WHAT TO DO
Retype nothing but the lines from the start of the material up to and including the line with "const query = ref('')". Pictures don't belong in the copy.

DATA EXCERPT
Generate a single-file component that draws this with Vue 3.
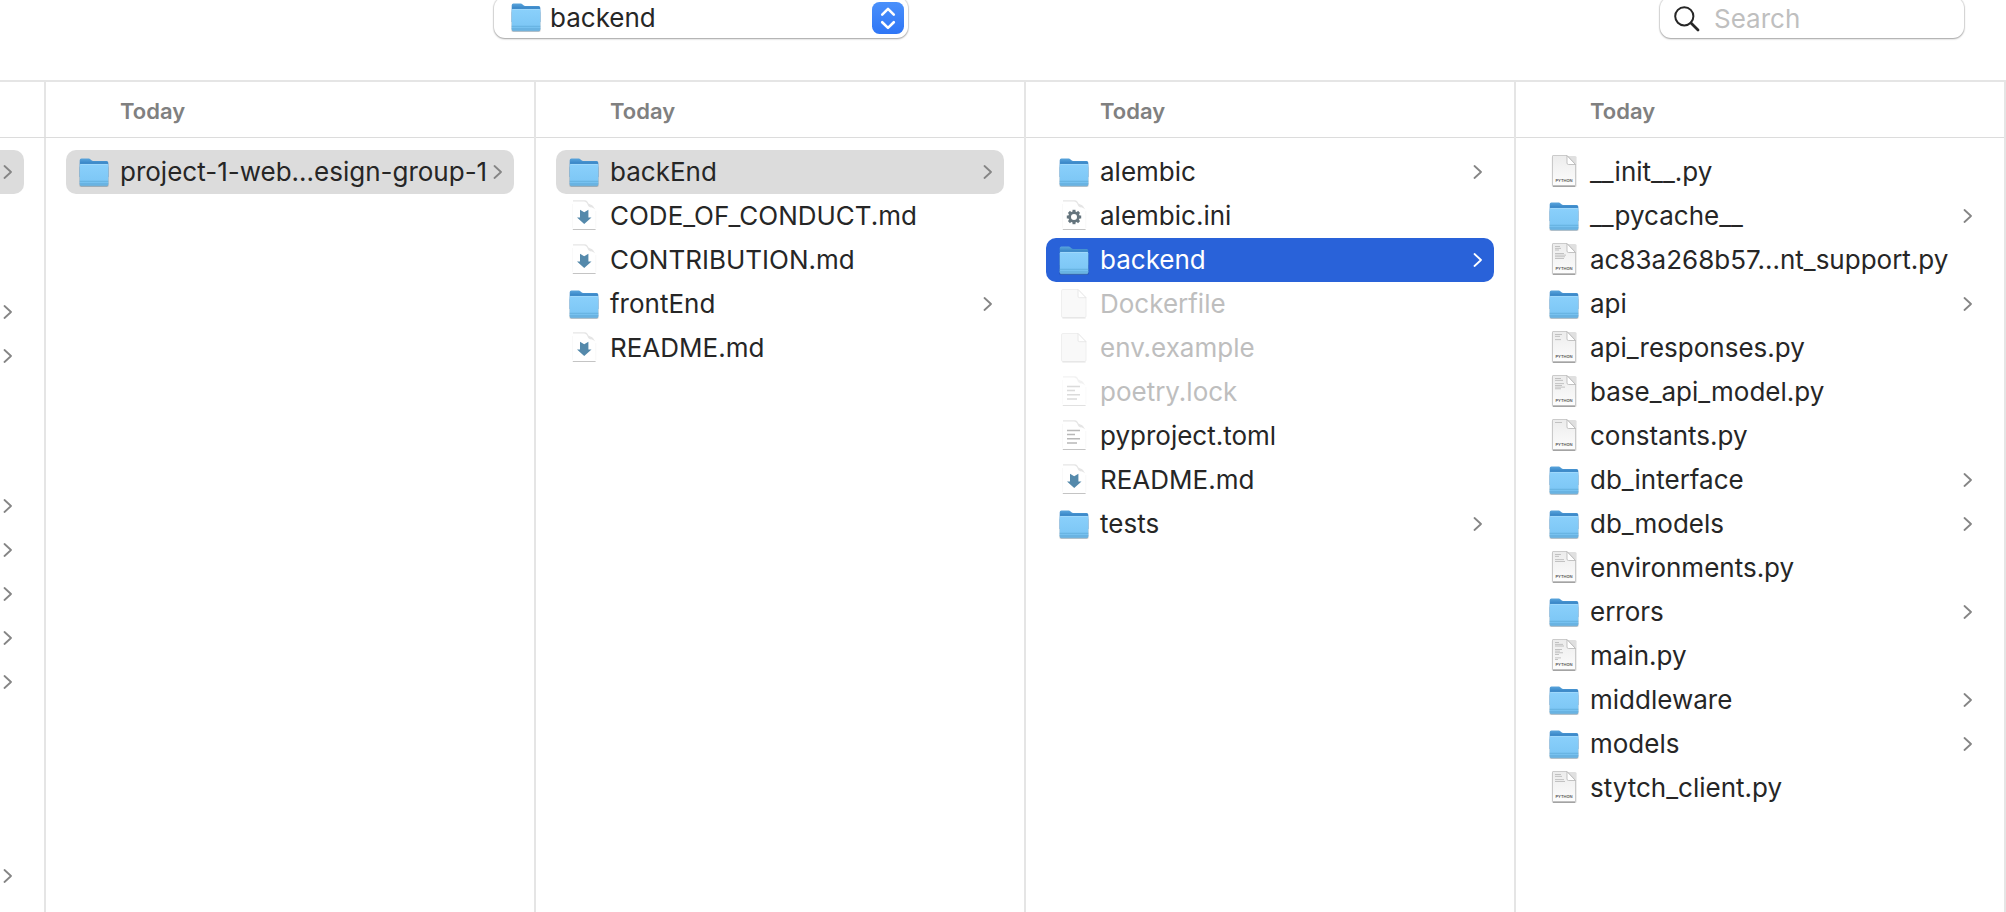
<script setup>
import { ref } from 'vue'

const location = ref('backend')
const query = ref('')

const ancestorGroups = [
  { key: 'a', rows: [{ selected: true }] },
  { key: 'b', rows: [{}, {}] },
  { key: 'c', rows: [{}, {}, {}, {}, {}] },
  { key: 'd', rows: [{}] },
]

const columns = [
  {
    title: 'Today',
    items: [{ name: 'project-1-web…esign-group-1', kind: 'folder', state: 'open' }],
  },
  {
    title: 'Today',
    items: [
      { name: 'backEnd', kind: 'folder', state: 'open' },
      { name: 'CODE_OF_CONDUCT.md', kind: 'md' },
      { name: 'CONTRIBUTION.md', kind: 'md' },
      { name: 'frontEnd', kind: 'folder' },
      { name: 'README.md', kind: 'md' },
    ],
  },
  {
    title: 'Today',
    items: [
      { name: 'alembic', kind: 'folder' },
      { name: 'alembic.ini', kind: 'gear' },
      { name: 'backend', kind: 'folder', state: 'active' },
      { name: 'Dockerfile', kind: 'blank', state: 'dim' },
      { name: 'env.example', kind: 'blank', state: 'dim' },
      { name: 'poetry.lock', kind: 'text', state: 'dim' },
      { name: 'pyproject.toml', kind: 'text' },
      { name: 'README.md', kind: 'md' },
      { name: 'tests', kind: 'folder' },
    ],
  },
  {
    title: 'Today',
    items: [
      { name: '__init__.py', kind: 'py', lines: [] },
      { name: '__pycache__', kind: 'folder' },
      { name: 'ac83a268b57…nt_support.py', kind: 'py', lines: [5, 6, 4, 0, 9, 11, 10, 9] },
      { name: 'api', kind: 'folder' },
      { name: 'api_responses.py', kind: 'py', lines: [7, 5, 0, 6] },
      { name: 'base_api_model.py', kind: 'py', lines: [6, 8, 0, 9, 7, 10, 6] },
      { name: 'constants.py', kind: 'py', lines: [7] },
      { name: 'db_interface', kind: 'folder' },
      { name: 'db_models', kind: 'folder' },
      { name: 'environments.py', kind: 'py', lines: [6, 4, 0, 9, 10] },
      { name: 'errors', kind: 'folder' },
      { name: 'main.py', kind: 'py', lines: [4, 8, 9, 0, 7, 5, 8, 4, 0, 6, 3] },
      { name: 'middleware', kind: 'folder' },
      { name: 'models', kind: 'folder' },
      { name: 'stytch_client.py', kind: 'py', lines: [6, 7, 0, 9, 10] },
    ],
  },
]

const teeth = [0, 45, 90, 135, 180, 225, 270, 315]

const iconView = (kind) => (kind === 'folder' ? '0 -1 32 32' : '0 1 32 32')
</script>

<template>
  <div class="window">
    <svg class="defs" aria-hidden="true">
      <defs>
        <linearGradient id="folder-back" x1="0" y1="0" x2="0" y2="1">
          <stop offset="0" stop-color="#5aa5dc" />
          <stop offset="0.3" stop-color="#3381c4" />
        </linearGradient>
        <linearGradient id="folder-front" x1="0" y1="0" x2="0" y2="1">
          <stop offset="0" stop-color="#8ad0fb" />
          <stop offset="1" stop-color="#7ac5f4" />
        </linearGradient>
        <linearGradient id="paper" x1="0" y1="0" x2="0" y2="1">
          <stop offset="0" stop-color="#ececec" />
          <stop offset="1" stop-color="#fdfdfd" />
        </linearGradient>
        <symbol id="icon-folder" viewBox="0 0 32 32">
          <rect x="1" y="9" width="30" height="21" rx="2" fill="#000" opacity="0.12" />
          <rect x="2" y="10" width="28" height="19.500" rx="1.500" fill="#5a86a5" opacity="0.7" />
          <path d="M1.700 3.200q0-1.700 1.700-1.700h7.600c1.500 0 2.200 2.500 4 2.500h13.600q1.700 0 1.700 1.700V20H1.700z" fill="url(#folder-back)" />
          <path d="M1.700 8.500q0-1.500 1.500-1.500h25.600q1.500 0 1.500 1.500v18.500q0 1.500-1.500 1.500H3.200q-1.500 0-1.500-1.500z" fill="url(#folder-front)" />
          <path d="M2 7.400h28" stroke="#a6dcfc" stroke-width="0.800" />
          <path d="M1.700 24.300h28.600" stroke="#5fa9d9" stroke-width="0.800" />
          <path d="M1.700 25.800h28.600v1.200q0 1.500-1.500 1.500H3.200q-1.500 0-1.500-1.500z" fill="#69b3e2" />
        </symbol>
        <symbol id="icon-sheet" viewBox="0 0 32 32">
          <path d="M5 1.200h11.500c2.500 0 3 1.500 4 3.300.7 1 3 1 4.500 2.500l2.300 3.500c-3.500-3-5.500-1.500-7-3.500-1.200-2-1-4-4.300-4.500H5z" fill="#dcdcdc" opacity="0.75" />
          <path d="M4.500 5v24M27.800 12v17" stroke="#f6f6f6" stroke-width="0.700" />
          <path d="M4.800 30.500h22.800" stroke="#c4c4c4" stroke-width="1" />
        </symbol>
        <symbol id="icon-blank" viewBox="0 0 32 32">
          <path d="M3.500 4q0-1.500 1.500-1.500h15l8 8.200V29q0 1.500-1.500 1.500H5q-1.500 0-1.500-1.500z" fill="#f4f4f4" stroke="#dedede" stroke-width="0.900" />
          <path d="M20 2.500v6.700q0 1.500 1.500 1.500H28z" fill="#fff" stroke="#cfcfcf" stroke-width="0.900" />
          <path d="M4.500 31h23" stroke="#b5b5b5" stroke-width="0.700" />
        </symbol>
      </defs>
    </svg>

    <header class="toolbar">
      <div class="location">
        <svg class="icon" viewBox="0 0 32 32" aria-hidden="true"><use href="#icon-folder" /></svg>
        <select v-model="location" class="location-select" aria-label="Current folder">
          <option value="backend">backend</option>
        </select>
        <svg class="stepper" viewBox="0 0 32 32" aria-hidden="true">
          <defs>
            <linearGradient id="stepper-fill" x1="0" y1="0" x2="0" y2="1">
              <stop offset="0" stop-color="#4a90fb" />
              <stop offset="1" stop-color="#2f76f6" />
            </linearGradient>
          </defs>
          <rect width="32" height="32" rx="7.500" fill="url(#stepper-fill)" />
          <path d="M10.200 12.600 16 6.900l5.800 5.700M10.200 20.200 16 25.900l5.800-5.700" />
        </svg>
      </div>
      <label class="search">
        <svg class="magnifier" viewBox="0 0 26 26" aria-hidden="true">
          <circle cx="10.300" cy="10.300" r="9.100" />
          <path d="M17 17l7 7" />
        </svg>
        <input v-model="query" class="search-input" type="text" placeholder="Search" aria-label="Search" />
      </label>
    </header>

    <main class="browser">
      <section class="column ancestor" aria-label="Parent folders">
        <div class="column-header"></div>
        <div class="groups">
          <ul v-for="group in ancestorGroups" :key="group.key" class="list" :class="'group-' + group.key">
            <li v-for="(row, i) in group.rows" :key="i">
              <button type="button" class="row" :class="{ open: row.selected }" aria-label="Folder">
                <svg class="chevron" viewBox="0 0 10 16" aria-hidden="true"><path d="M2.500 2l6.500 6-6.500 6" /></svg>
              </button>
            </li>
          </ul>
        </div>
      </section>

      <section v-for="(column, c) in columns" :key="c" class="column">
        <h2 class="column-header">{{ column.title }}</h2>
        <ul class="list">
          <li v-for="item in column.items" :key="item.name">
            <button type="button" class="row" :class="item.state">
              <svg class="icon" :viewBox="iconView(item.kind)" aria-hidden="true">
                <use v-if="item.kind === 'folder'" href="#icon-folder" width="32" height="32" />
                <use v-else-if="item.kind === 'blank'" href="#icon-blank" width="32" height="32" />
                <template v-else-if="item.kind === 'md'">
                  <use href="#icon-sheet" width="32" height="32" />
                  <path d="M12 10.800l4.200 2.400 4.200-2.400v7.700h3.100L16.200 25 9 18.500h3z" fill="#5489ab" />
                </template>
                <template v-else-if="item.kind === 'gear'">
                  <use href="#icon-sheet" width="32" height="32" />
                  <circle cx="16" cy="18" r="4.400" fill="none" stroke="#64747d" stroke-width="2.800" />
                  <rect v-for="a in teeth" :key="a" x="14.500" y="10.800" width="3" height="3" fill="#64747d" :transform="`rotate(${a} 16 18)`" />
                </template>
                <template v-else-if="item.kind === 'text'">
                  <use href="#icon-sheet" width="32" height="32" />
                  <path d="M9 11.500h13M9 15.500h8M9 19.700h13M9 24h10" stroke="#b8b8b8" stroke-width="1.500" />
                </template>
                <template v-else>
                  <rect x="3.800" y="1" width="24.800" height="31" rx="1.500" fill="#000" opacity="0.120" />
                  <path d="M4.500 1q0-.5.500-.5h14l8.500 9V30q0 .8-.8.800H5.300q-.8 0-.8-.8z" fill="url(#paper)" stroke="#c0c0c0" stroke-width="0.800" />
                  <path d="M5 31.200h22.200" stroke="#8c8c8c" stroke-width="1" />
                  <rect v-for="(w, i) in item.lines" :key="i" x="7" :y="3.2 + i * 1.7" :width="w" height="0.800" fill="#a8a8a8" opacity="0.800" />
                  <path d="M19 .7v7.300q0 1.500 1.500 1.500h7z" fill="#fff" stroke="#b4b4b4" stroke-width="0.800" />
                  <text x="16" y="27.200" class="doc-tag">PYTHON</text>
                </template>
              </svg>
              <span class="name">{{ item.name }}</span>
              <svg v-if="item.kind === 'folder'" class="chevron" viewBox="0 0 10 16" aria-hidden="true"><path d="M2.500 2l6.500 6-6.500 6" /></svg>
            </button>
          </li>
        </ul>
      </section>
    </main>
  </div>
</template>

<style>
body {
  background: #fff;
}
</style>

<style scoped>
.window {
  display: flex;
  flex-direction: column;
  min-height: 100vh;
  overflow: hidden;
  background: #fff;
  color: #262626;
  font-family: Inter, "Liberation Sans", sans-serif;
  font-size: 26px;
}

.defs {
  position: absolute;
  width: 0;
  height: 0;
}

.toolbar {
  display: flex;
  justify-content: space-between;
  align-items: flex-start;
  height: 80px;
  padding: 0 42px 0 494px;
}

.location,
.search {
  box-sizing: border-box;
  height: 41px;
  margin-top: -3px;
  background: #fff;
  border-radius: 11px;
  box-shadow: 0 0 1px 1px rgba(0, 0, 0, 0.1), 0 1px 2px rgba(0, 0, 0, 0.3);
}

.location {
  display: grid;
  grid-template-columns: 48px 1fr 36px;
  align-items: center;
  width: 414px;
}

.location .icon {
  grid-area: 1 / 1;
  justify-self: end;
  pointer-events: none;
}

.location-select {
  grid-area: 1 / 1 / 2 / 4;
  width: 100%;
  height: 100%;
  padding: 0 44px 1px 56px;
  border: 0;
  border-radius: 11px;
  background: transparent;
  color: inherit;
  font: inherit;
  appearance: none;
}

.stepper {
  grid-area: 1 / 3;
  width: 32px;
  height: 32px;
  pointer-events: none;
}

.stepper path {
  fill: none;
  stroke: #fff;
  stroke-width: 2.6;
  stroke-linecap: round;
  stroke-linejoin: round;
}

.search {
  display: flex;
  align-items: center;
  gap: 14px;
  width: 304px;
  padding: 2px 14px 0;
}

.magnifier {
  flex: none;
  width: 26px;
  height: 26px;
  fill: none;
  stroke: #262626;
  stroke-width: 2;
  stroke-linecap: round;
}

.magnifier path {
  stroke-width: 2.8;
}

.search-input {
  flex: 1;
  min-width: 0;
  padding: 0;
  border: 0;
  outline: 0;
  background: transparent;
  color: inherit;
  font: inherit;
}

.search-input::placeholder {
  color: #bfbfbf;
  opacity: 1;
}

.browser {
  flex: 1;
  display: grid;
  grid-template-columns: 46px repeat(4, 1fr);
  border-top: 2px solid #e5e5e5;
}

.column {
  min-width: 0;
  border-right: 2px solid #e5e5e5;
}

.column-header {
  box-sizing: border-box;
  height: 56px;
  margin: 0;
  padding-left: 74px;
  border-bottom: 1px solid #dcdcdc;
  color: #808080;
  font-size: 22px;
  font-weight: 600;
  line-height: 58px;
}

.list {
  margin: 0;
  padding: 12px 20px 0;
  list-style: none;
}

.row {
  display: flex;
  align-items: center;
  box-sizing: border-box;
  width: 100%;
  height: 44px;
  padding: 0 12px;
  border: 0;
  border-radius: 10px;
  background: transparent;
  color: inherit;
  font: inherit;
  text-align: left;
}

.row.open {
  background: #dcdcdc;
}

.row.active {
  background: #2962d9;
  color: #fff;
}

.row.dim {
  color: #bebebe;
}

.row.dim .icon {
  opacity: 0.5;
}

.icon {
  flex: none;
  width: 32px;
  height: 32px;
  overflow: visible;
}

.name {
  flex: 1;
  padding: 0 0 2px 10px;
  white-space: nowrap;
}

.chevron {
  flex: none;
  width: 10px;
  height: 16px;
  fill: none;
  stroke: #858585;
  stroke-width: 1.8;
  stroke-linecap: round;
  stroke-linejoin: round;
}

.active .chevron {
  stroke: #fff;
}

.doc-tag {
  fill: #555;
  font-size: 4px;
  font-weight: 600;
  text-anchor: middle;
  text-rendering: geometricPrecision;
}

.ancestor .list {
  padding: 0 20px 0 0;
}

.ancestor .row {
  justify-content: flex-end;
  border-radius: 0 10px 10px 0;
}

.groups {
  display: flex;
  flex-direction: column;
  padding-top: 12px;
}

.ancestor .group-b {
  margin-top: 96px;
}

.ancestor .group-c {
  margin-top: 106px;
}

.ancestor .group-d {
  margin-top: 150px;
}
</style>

EXERCISE ANSWER
Generate a single-file component that draws this with Vue 3.
<script setup>
import { ref } from 'vue'

const location = ref('backend')
const query = ref('')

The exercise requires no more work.